• _Goal_
Count the lines that hold the string "components". Reply with the number alone.

• _Data_
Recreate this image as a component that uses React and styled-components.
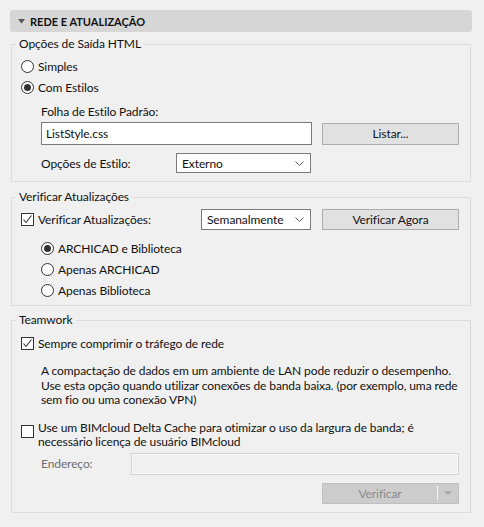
import React from 'react';
import styled, { createGlobalStyle } from 'styled-components';

const Global = createGlobalStyle`
  html, body { margin: 0; padding: 0; background: #f0f0f0; }
  body {
    font-family: Lato, "Noto Sans", sans-serif;
    font-size: 12px;
    letter-spacing: -0.1px;
    color: #111;
  }
  * { box-sizing: border-box; }
`;

const Panel = styled.div`
  width: 484px;
  height: 527px;
  padding: 10px 12px 0 10px;
  display: flex;
  flex-direction: column;
`;

const Header = styled.div`
  height: 22px;
  background: #d6d6d6;
  border-radius: 3px;
  display: flex;
  align-items: center;
  padding-left: 8px;
  gap: 5px;
  font-weight: 700;
  font-size: 11px;
  letter-spacing: 0;
  color: #111;
`;

const Group = styled.fieldset`
  margin: ${(p) => p.$top}px 1px 0;
  border: 1px solid #dcdcdc;
  padding: ${(p) => p.$pt}px 11px ${(p) => p.$pb}px 9px;
  min-width: 0;
  display: flex;
  flex-direction: column;
`;

const Legend = styled.legend`
  margin-left: -5px;
  padding: 0 3px;
  line-height: 16px;
  height: 16px;
`;

const Row = styled.div`
  display: flex;
  align-items: center;
  height: ${(p) => p.$h || 21}px;
  margin-top: ${(p) => p.$mt || 0}px;
  padding-left: ${(p) => p.$indent || 0}px;
  gap: ${(p) => p.$gap || 0}px;
`;

const Choice = styled.label`
  display: flex;
  align-items: center;
  gap: 4px;
  width: ${(p) => (p.$w ? `${p.$w}px` : 'auto')};
  flex-shrink: 0;
`;

const RadioMark = styled.span`
  width: 13px;
  height: 13px;
  border: 1px solid #333;
  border-radius: 50%;
  background: #fff;
  display: flex;
  align-items: center;
  justify-content: center;
  flex-shrink: 0;
  &::after {
    content: '';
    width: 7px;
    height: 7px;
    border-radius: 50%;
    background: ${(p) => (p.$on ? '#333' : 'transparent')};
  }
`;

const BoxMark = styled.span`
  width: 13px;
  height: 13px;
  border: 1px solid #333;
  background: #fff;
  flex-shrink: 0;
  display: flex;
  align-items: center;
  justify-content: center;
  margin-top: ${(p) => p.$mt || 0}px;
`;

const Caption = styled.div`
  height: 24px;
  padding: 2px 0 0 20px;
  display: flex;
  align-items: center;
`;

const TextInput = styled.div`
  width: ${(p) => p.$w}px;
  height: ${(p) => p.$h}px;
  border: 1px solid ${(p) => (p.$disabled ? '#d2d2d2' : '#7a7a7a')};
  background: ${(p) => (p.$disabled ? '#f0f0f0' : '#fff')};
  box-shadow: ${(p) => (p.$disabled ? 'inset 0 0 0 1px #fbfbfb' : 'none')};
  display: flex;
  align-items: center;
  padding-left: 4px;
  flex-shrink: 0;
`;

const Select = styled.div`
  width: ${(p) => p.$w}px;
  height: ${(p) => p.$h}px;
  border: 1px solid #7a7a7a;
  background: #fff;
  display: flex;
  align-items: center;
  justify-content: space-between;
  padding: 0 6px 0 5px;
  flex-shrink: 0;
`;

const Button = styled.div`
  width: 137px;
  height: ${(p) => p.$h || 22}px;
  border: 1px solid ${(p) => (p.$disabled ? '#bfbfbf' : '#adadad')};
  background: ${(p) => (p.$disabled ? '#cccccc' : '#e1e1e1')};
  color: ${(p) => (p.$disabled ? '#8a8a8a' : '#111')};
  display: flex;
  align-items: center;
  justify-content: center;
  flex-shrink: 0;
  margin-left: ${(p) => p.$ml || 0}px;
`;

const SplitButton = styled(Button)`
  justify-content: flex-start;
`;

const SplitLabel = styled.span`
  flex: 1;
  text-align: center;
`;

const SplitArrow = styled.span`
  width: 21px;
  height: 14px;
  border-left: 1px solid #f4f4f4;
  display: flex;
  align-items: center;
  justify-content: center;
`;

const Note = styled.p`
  margin: ${(p) => p.$mt}px 0 0;
  padding-left: 20px;
  line-height: 14.5px;
  white-space: nowrap;
`;

const Wrap = styled.div`
  display: flex;
  align-items: flex-start;
  gap: 4px;
  margin-top: ${(p) => p.$mt}px;
`;

const WrapText = styled.div`
  line-height: 14px;
  white-space: nowrap;
`;

const Muted = styled.span`
  color: #6d6d6d;
  width: 90px;
  flex-shrink: 0;
`;

const FieldLabel = styled.span`
  width: ${(p) => p.$w}px;
  flex-shrink: 0;
`;

const Chevron = () => (
  <svg width="9" height="5" viewBox="0 0 9 5">
    <path d="M0.5 0.5 L4.5 4.5 L8.5 0.5" fill="none" stroke="#555" strokeWidth="1" />
  </svg>
);

const Check = () => (
  <svg width="11" height="11" viewBox="0 0 11 11">
    <path d="M1.5 5.5 L4 8.5 L9.5 1.5" fill="none" stroke="#333" strokeWidth="1.1" />
  </svg>
);

const Radio = ({ on, children, w }) => (
  <Choice $w={w}>
    <RadioMark $on={on} />
    <span>{children}</span>
  </Choice>
);

const CheckBox = ({ on, children, w }) => (
  <Choice $w={w}>
    <BoxMark>{on && <Check />}</BoxMark>
    <span>{children}</span>
  </Choice>
);

export default function App() {
  return (
    <>
      <Global />
      <Panel>
        <Header>
          <svg width="7" height="5" viewBox="0 0 7 5">
            <path d="M0 0 H7 L3.5 4.5 Z" fill="#555" />
          </svg>
          <span>REDE E ATUALIZAÇÃO</span>
        </Header>

        <Group $top={4} $pt={4} $pb={8}>
          <Legend>Opções de Saída HTML</Legend>
          <Row>
            <Radio>Simples</Radio>
          </Row>
          <Row>
            <Radio on>Com Estilos</Radio>
          </Row>
          <Caption>Folha de Estilo Padrão:</Caption>
          <Row $h={23} $indent={20} $gap={10}>
            <TextInput $w={271} $h={23}>ListStyle.css</TextInput>
            <Button>Listar...</Button>
          </Row>
          <Row $h={20} $mt={8} $indent={20}>
            <FieldLabel $w={135}>Opções de Estilo:</FieldLabel>
            <Select $w={135} $h={20}>
              <span>Externo</span>
              <Chevron />
            </Select>
          </Row>
        </Group>

        <Group $top={7} $pt={3} $pb={4}>
          <Legend>Verificar Atualizações</Legend>
          <Row $h={22}>
            <CheckBox on w={180}>Verificar Atualizações:</CheckBox>
            <Select $w={110} $h={21}>
              <span>Semanalmente</span>
              <Chevron />
            </Select>
            <Button $h={21} $ml={11}>Verificar Agora</Button>
          </Row>
          <Row $mt={8} $indent={20}>
            <Radio on>ARCHICAD e Biblioteca</Radio>
          </Row>
          <Row $indent={20}>
            <Radio>Apenas ARCHICAD</Radio>
          </Row>
          <Row $indent={20}>
            <Radio>Apenas Biblioteca</Radio>
          </Row>
        </Group>

        <Group $top={6} $pt={4} $pb={8}>
          <Legend>Teamwork</Legend>
          <Row $h={22}>
            <CheckBox on>Sempre comprimir o tráfego de rede</CheckBox>
          </Row>
          <Note $mt={10}>
            A compactação de dados em um ambiente de LAN pode reduzir o desempenho.
            <br />
            Use esta opção quando utilizar conexões de banda baixa. (por exemplo, uma rede
            <br />
            sem fio ou uma conexão VPN)
          </Note>
          <Wrap $mt={13}>
            <BoxMark $mt={4} />
            <WrapText>
              Use um BIMcloud Delta Cache para otimizar o uso da largura de banda; é
              <br />
              necessário licença de usuário BIMcloud
            </WrapText>
          </Wrap>
          <Row $h={22} $mt={4} $indent={20}>
            <Muted>Endereço:</Muted>
            <TextInput $w={328} $h={22} $disabled />
          </Row>
          <Row $h={21} $mt={8} $indent={301}>
            <SplitButton $h={21} $disabled>
              <SplitLabel>Verificar</SplitLabel>
              <SplitArrow>
                <svg width="8" height="4" viewBox="0 0 8 4">
                  <path d="M0 0 H8 L4 4 Z" fill="#a8a8a8" />
                </svg>
              </SplitArrow>
            </SplitButton>
          </Row>
        </Group>
      </Panel>
    </>
  );
}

• _Expected answer_
2